Task prompt
Report each line of the data that has "styles" somewhere in it.

Recorded data
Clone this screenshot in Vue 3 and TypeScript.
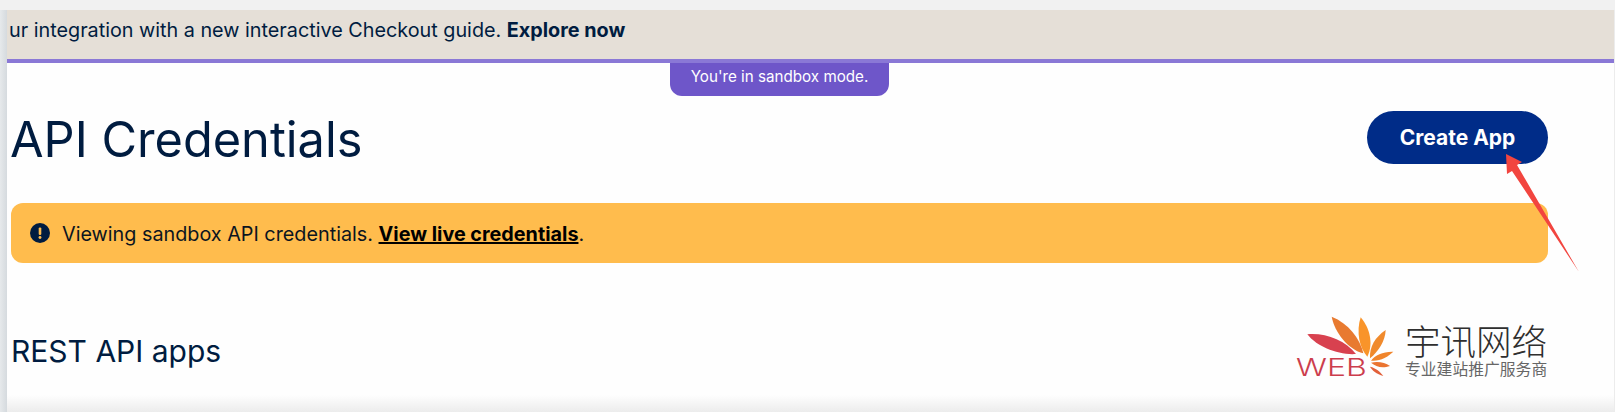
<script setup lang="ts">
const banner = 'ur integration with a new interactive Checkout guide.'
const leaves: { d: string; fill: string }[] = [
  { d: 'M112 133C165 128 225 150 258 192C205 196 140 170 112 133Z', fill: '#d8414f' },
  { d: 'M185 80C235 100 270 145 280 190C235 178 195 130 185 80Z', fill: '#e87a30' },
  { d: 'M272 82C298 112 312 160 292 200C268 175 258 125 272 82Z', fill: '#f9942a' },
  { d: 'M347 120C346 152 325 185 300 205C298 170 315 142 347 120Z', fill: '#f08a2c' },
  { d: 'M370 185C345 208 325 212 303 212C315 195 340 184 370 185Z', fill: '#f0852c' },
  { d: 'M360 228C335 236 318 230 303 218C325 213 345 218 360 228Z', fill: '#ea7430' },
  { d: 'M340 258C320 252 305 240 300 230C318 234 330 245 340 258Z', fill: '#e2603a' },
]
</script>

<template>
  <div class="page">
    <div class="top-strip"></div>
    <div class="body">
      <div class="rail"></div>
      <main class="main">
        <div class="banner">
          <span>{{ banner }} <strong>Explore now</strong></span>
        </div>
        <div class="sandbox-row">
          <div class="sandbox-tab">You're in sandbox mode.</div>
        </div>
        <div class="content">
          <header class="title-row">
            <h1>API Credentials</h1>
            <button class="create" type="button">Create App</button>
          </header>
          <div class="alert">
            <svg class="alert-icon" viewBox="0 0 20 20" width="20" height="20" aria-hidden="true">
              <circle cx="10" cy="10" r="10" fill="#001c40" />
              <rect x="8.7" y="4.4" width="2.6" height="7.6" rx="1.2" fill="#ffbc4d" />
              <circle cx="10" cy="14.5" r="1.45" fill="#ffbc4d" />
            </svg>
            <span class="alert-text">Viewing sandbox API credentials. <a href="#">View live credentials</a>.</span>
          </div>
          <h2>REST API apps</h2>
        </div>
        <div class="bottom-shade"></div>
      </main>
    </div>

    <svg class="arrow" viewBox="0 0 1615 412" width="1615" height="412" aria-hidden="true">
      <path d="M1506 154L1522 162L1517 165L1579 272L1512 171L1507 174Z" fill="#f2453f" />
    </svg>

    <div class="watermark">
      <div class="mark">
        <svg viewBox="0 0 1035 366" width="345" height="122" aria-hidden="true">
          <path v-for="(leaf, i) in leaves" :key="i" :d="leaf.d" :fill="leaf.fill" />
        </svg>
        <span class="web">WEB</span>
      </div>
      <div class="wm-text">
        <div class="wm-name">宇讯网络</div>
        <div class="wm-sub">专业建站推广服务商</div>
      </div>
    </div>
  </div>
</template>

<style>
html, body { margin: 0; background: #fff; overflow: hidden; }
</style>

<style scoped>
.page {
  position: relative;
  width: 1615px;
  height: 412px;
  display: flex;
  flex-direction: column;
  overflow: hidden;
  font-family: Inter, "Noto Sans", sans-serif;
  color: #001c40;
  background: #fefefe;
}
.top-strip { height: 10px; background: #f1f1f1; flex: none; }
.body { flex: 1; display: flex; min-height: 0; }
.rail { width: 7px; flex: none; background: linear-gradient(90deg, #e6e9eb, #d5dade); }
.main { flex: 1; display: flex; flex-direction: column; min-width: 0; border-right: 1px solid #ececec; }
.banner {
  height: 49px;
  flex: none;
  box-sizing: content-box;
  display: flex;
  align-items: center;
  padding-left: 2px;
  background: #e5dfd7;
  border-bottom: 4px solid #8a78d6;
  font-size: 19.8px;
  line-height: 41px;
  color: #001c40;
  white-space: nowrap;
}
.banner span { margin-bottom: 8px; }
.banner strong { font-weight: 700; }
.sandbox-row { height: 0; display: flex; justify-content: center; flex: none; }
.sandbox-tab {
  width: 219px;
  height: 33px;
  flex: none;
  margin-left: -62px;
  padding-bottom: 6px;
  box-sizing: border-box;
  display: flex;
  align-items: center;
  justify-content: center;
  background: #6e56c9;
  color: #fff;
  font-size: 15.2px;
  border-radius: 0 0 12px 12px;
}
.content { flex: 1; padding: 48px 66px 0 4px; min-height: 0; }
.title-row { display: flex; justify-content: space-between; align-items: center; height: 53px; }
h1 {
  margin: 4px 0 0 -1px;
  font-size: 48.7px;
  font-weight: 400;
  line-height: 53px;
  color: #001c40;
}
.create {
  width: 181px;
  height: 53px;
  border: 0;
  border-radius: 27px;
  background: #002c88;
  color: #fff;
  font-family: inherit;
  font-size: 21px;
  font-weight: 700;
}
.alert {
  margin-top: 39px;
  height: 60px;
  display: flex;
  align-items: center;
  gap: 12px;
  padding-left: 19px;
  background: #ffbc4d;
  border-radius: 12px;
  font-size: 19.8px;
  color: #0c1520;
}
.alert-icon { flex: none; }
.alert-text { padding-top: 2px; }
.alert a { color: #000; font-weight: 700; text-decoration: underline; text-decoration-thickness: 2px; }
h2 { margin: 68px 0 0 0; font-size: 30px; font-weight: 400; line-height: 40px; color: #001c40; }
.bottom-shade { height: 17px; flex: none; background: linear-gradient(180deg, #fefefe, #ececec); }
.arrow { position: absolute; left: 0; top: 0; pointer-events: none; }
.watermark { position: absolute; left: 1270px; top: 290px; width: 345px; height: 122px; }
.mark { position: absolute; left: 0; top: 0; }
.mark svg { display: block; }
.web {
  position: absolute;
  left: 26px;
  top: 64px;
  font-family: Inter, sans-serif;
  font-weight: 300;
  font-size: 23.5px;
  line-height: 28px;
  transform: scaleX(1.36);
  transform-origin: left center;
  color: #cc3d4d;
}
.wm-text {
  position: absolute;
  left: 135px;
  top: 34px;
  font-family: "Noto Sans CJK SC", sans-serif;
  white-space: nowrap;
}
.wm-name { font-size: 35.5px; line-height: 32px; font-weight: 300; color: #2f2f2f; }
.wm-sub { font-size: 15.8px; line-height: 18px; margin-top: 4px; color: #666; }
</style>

...

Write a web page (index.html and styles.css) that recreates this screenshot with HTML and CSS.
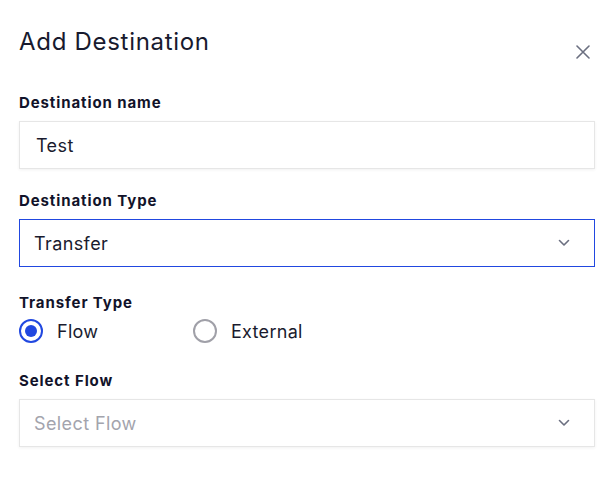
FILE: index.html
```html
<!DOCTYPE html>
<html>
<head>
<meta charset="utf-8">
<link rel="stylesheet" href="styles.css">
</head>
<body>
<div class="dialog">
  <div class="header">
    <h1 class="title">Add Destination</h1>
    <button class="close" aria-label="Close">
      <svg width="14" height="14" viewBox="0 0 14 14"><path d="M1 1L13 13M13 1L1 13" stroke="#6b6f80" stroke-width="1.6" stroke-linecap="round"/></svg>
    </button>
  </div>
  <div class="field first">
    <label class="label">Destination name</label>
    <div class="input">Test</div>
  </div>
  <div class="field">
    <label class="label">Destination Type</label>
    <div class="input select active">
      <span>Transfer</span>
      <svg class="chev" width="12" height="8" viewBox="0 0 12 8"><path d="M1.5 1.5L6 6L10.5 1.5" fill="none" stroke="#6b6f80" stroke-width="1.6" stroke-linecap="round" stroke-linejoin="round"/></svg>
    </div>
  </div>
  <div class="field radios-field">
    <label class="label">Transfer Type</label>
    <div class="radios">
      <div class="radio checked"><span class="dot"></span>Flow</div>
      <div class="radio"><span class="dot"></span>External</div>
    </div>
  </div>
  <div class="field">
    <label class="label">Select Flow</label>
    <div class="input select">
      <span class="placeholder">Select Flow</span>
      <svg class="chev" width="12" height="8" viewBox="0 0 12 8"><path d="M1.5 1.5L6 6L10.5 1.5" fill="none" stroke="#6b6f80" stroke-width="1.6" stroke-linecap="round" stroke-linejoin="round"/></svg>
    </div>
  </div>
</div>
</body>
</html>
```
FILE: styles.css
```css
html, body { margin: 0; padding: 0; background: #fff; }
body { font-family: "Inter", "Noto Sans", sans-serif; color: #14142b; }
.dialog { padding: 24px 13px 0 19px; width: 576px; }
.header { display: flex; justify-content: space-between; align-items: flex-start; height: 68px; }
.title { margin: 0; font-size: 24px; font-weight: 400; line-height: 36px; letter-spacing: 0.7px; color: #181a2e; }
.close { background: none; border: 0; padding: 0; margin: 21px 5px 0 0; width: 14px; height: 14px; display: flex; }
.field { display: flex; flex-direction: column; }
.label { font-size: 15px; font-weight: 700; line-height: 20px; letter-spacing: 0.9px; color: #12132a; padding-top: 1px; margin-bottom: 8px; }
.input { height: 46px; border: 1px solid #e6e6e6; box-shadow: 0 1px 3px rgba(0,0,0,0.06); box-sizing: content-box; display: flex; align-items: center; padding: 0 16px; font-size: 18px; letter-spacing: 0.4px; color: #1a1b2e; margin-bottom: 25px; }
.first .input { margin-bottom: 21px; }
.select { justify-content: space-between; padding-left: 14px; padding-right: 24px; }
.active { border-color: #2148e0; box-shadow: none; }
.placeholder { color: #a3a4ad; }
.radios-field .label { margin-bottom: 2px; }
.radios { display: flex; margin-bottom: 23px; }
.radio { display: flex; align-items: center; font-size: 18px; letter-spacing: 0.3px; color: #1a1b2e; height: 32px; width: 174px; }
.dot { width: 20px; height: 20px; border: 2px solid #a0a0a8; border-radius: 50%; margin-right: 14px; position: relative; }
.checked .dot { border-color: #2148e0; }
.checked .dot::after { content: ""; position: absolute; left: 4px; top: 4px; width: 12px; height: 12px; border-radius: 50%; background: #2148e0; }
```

Expected answer
Write a web page (index.html and styles.css) that recreates this screenshot with HTML and CSS.
<link rel="stylesheet" href="styles.css">
FILE: styles.css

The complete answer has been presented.